1. The “Facebook is Going to Start Charging Me Unless I Copy and Paste This Legal Notice” Post
This “legal notice” you just copy and pasted stating you don’t give Facebook permission to own your photos is even more legally ridiculous than any episode of Judge Judy. I have a feeling you respond to those spam Craigslist emails letting you know you’ve inherited $10 million from the King of Tajikistan. Stop.
2. The “Prayers Please” Post
Can you be a little more specific? If I’m going to have a direct line into God for you He’s gonna want some details. Stop.
3. The “Let’s See Who Reads My Wall” Post
No I won’t comment back the first place we met and what your favorite color is. I saw what you wrote. I’m ignoring you. You’re a grownup. Stop.
4. The “I Have the Best Husband/Wife Ever” Post
Do you now? Someone dost protest too much, methinks. Stop.
5. The “I Just Cleaned Out My Facebook Friends…If You’re Reading This, You’re Welcome” Post
Like we should be so grateful. Thank God I’m still here to see and read that you’re still making bad decisions on the regular. Stop.
6. The “Default Picture Update Every Damn Day” (with the same head tilt)
When you’ve maxed out the number of filters one photo can accept, it’s time to reconsider your life choices. Stop.
7. The “I Believe Everything That’s Shared” Post
Nope, the Dalai Lama wasn’t caught dancing with the Taco Bell dog to protest Ferguson right before a major baby food recall. Stop.
8. The “My Team is the Best” Rant When, Let’s Be Honest, You Know the Bare Minimum About the Game In General
Provide just one stat and I’ll believe you. Just one. And the color of the uniform doesn’t count. You’re foolish. We all know it. Stop.
9. The “De-Friend” and then the “Re-Friend”
Yeah, I’m all set, but thanks. Stop.
10. The “I Post Everything From My Own Website on My Facebook Page”
11. The “7 Years Ago Today My Wife and I Stood in Front of Our Family and Friends and Declared Our Undying Love for Each Other and Blah Blah Blah” Post
Really? Cuz you were publicly fighting at the bar the night before and I’m pretty sure the c-word was used. Stop.
12. The “Witty Birth Announcement”
Yep, we see the extra pair of shoes in front of the fireplace. Stop.
13. The “I’m Deleting Facebook at the End of the Week” Post
Sh*t or get off the pot. Stop.
14. The “I’m Checking in Everywhere I Go” Post
We get it. You’ve been places, but I’m embarrassed for you when you checked in at Johnny Rockets. Stop.

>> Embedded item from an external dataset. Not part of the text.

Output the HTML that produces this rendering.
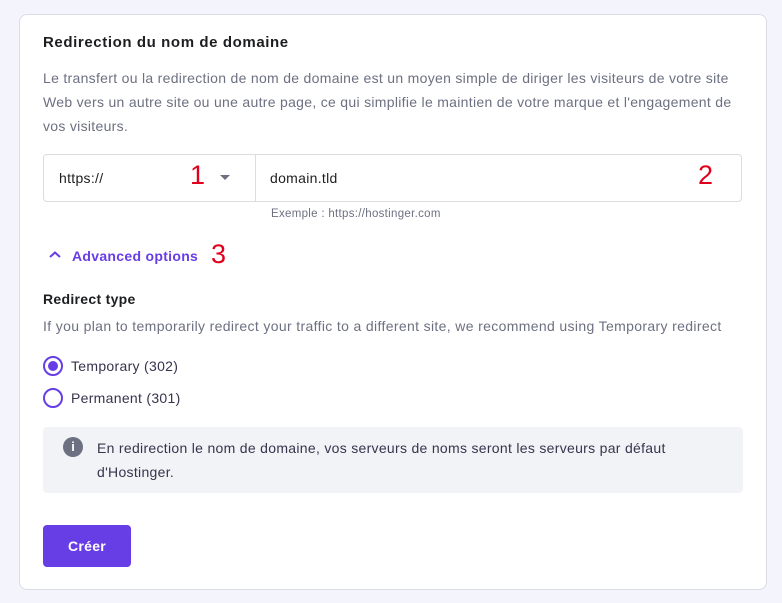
<!DOCTYPE html>
<html><head><style>
*{box-sizing:border-box;margin:0;padding:0}
body{width:782px;height:603px;background:#f4f4fc;font-family:"Liberation Sans",sans-serif;position:relative;overflow:hidden;color:#2f1c6a;letter-spacing:0.3px}
.card{position:absolute;left:19px;top:14px;width:748px;height:576px;background:#fff;border:1px solid #dcdce6;border-radius:8px}
.a{position:absolute;white-space:nowrap}
.t{left:43px;top:34px;font-size:15px;font-weight:bold;color:#1d1e20;letter-spacing:0.6px}
.p{left:43px;font-size:14px;color:#6d7081}
.in{position:absolute;left:43px;top:154px;width:699px;height:48px;border:1px solid #dadce0;border-radius:4px}
.red{color:#e0001b;font-size:27px;position:absolute;letter-spacing:0}
.rad{position:absolute;left:43px;width:20px;height:20px;border:2px solid #673de6;border-radius:50%}
.box{position:absolute;left:43px;top:427px;width:700px;height:66px;background:#f2f3f6;border-radius:4px}
.btn{position:absolute;left:43px;top:525px;width:88px;height:42px;background:#673de6;border-radius:4px;color:#fff;font-weight:bold;font-size:14px;text-align:center;line-height:42px}
</style></head><body>
<div class="card"></div>
<div class="a t">Redirection du nom de domaine</div>
<div class="a p" style="top:70px">Le transfert ou la redirection de nom de domaine est un moyen simple de diriger les visiteurs de votre site</div>
<div class="a p" style="top:94px">Web vers un autre site ou une autre page, ce qui simplifie le maintien de votre marque et l'engagement de</div>
<div class="a p" style="top:118px">vos visiteurs.</div>
<div class="in"><div style="position:absolute;left:211px;top:0;width:1px;height:46px;background:#dadce0"></div></div>
<div class="a" style="left:59px;top:170px;font-size:14px;color:#1d1e20">https://</div>
<div class="red" style="left:190px;top:160px">1</div>
<div class="a" style="left:220px;top:175px;width:0;height:0;border-left:5px solid transparent;border-right:5px solid transparent;border-top:5px solid #6d7081"></div>
<div class="a" style="left:270px;top:170px;font-size:14px;color:#1d1e20">domain.tld</div>
<div class="red" style="left:698px;top:160px">2</div>
<div class="a" style="left:271px;top:208px;font-size:11.5px;color:#6d7081">Exemple : https://hostinger.com</div>
<svg class="a" style="left:48px;top:250px" width="14" height="10"><path d="M2 7L7 2.5L12 7" stroke="#673de6" stroke-width="2" fill="none"/></svg>
<div class="a" style="left:72px;top:248px;font-size:14px;font-weight:bold;color:#673de6">Advanced options</div>
<div class="red" style="left:211px;top:239px">3</div>
<div class="a" style="left:43px;top:291px;font-size:14px;font-weight:bold;color:#1d1e20">Redirect type</div>
<div class="a p" style="top:318px;letter-spacing:0.35px">If you plan to temporarily redirect your traffic to a different site, we recommend using Temporary redirect</div>
<div class="rad" style="top:356px"><div style="position:absolute;left:3px;top:3px;width:10px;height:10px;border-radius:50%;background:#673de6"></div></div>
<div class="a" style="left:71px;top:358px;font-size:14px;color:#36344d">Temporary (302)</div>
<div class="rad" style="top:388px"></div>
<div class="a" style="left:71px;top:390px;font-size:14px;color:#36344d">Permanent (301)</div>
<div class="box"></div>
<div class="a" style="left:63px;top:437px;width:20px;height:20px;border-radius:50%;background:#6d7081;color:#fff;font-size:13px;font-weight:bold;text-align:center;line-height:20px;letter-spacing:0">i</div>
<div class="a" style="left:97px;top:440px;font-size:14px;color:#36344d">En redirection le nom de domaine, vos serveurs de noms seront les serveurs par défaut</div>
<div class="a" style="left:97px;top:464px;font-size:14px;color:#36344d">d'Hostinger.</div>
<div class="btn">Créer</div>
</body></html>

15. The Passive Aggressive “I’m So Over It” Post
Over what? This status update? Stop.
16. The “Taking a Picture of Whatever Gross Growth on Your Body and Asking Your Friends to Identify What They Think is Wrong With You” Post
First, you’re gross. Second, use this time to travel to the ER and not uploading photos on Facebook. Third, stop.

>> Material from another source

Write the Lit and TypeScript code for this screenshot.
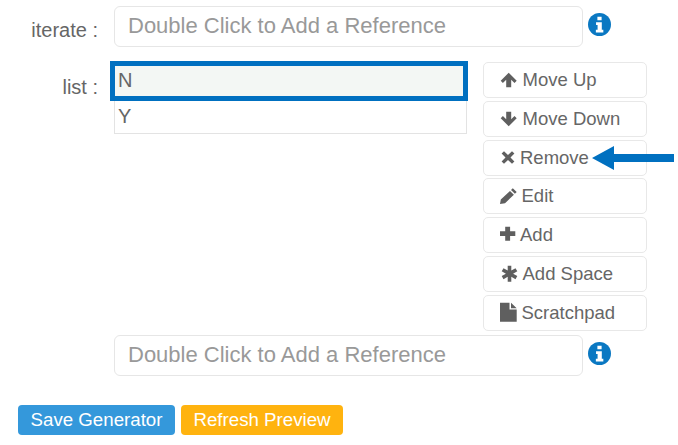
import { LitElement, html, css, svg } from 'lit';
import { customElement } from 'lit/decorators.js';

const icons: Record<string, unknown> = {
	up: svg`<path d="M9.7 1.7 17.7 9.7 15.5 12 12.2 8.8V16.3H7.2V8.8L3.9 12 1.7 9.7Z"/>`,
	down: svg`<path d="M9.7 16.3 17.7 8.3 15.5 6 12.2 9.2V1.7H7.2V9.2L3.9 6 1.7 8.3Z"/>`,
	remove: svg`<path d="M5 2.2 9 6 13 2.2 15.4 4.6 11.5 8.5 15.4 12.4 13 14.8 9 11 5 14.8 2.6 12.4 6.5 8.5 2.6 4.6Z"/>`,
	edit: svg`<path d="M13.8 1.2 17.7 5 15.9 6.8 12 3ZM11 4 14.9 7.8 6 16.2 1 17 1.8 12.4Z"/>`,
	add: svg`<path d="M6.2.7H11.1V5.3H16.3V10H11.1V14.7H6.2V10H1V5.3H6.2Z"/>`,
	star: svg`<path d="M8.7.7H12.3V5.6L16.5 3.2 18.3 6.3 14.1 8.7 18.3 11.1 16.5 14.2 12.3 11.8V16.7H8.7V11.8L4.5 14.2 2.7 11.1 6.9 8.7 2.7 6.3 4.5 3.2 8.7 5.6Z"/>`,
	file: svg`<path d="M1-1.3H10.5V5.5H17.7V17.7H1ZM12-1.3 17.7 4.2H12Z"/>`,
};

const actions = [
	{ icon: 'up', label: 'Move Up', gap: 6 },
	{ icon: 'down', label: 'Move Down', gap: 6 },
	{ icon: 'remove', label: 'Remove', gap: 3.5 },
	{ icon: 'edit', label: 'Edit', gap: 5 },
	{ icon: 'add', label: 'Add', gap: 3.5 },
	{ icon: 'star', label: 'Add Space', gap: 6 },
	{ icon: 'file', label: 'Scratchpad', gap: 5 },
];

@customElement('app-root')
export default class AppRoot extends LitElement {

	static get styles() {
		return css`
			:host {
				display: block;
				position: relative;
				width: 678px;
				height: 445px;
				overflow: hidden;
				background: white;
				color: #555;
				font-family: "Liberation Sans", Arial, sans-serif;
			}

			.form {
				display: grid;
				grid-template-columns: 98px 469px 1fr;
				column-gap: 16px;
				padding-top: 6px;
				align-items: start;
			}

			.label {
				font-size: 20px;
				text-align: right;
				color: #666;
				white-space: pre;
			}

			.iterate-label {
				padding-top: 13px;
			}

			.list-label {
				padding-top: 29px;
			}

			.ref {
				box-sizing: border-box;
				height: 41px;
				border: 1.5px solid #e6e6e6;
				border-radius: 6px;
				padding: 0 13px;
				font-size: 22px;
				line-height: 38px;
				color: #999;
			}

			.info {
				width: 23px;
				height: 23px;
				margin: 7px 0 0 -11px;
				display: block;
			}

			.list-area {
				grid-column: 2 / 4;
				display: flex;
				align-items: flex-start;
				gap: 16px;
				margin-top: 14px;
			}

			.list {
				box-sizing: border-box;
				width: 353px;
				height: 73px;
				border: 1.5px solid #e3e3e3;
				border-top: none;
			}

			.row {
				box-sizing: border-box;
				height: 30px;
				padding: 0 3px;
				font-size: 20px;
				line-height: 30px;
				color: #666;
			}

			.row.selected {
				height: 40px;
				margin: 0 -2px 0 -5px;
				padding: 0 3px;
				line-height: 29px;
				background: #f3f7f4;
				border: 5px solid #0070c0;
			}

			.actions {
				display: flex;
				flex-direction: column;
				gap: 2.8px;
				margin-top: 1px;
			}

			.action {
				box-sizing: border-box;
				width: 164px;
				height: 36px;
				display: flex;
				align-items: center;
				padding-left: 14.5px;
				border: 1.5px solid #e8e8e8;
				border-radius: 5px;
				font-size: 18.5px;
				color: #666;
				white-space: nowrap;
			}

			.action svg {
				width: 18px;
				height: 18px;
				fill: #5f5f5f;
				flex: none;
				overflow: visible;
			}

			.bottom-ref {
				grid-column: 2;
				margin-top: 4.5px;
			}

			.bottom-info {
				grid-column: 3;
				margin-top: 11px;
			}

			.footer {
				display: flex;
				gap: 6px;
				padding: 29px 0 0 18px;
			}

			.btn {
				box-sizing: border-box;
				height: 30px;
				border-radius: 4px;
				color: white;
				font-size: 18.7px;
				line-height: 30px;
				text-align: center;
			}

			.save {
				width: 157px;
				background: #3498db;
			}

			.refresh {
				width: 162px;
				background: #ffb30f;
			}

			.arrow {
				position: absolute;
				left: 592px;
				top: 146px;
				width: 82px;
				height: 24px;
				fill: #0070c0;
			}
		`;
	}

	renderInfo(extra: string) {
		return html`
			<svg class="info ${extra}" viewBox="0 0 24 24">
				<circle cx="12" cy="12" r="12" fill="#0a78c2"/>
				<path fill="white" d="M9.8 3.8h4.4v3.8H9.8ZM8.4 9.6h6v7.8h1.6v3H8.2v-3h1.8v-4.8H8.4Z"/>
			</svg>
		`;
	}

	render() {
		return html`
			<div class="form">
				<div class="label iterate-label">iterate :</div>
				<div class="ref">Double Click to Add a Reference</div>
				${this.renderInfo('')}

				<div class="label list-label">list :</div>
				<div class="list-area">
					<div class="list">
						<div class="row selected">N</div>
						<div class="row">Y</div>
					</div>
					<div class="actions">
						${actions.map(a => html`
							<div class="action">
								<svg viewBox="0 0 18 18" style="margin-right: ${a.gap}px">${icons[a.icon]}</svg>
								<span>${a.label}</span>
							</div>
						`)}
					</div>
				</div>

				<div class="ref bottom-ref">Double Click to Add a Reference</div>
				${this.renderInfo('bottom-info')}
			</div>
			<div class="footer">
				<div class="btn save">Save Generator</div>
				<div class="btn refresh">Refresh Preview</div>
			</div>
			<svg class="arrow" viewBox="0 0 82 24">
				<path d="M0 12 22 0V8H82V16H22V24Z"/>
			</svg>
		`;
	}
}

17. The “Does Anyone Know What Time Walgreens Opens” Post
Um, this isn’t Google, dipsh*t. Stop being so lazy. Plus, this makes me question how good you could possibly be at your job. Stop.
18. The “Dog With the Black Eye” Post
Posting pictures of abused animals online? Cool. Stop.
19. The “Heathy Food You Just Made” Post
Nice! Now go back to binge eating in your dark basement. Stop.
20. The “Political Rant” Post
You literally know nothing. We all suffer from secondhand embarrassment for you. Stop.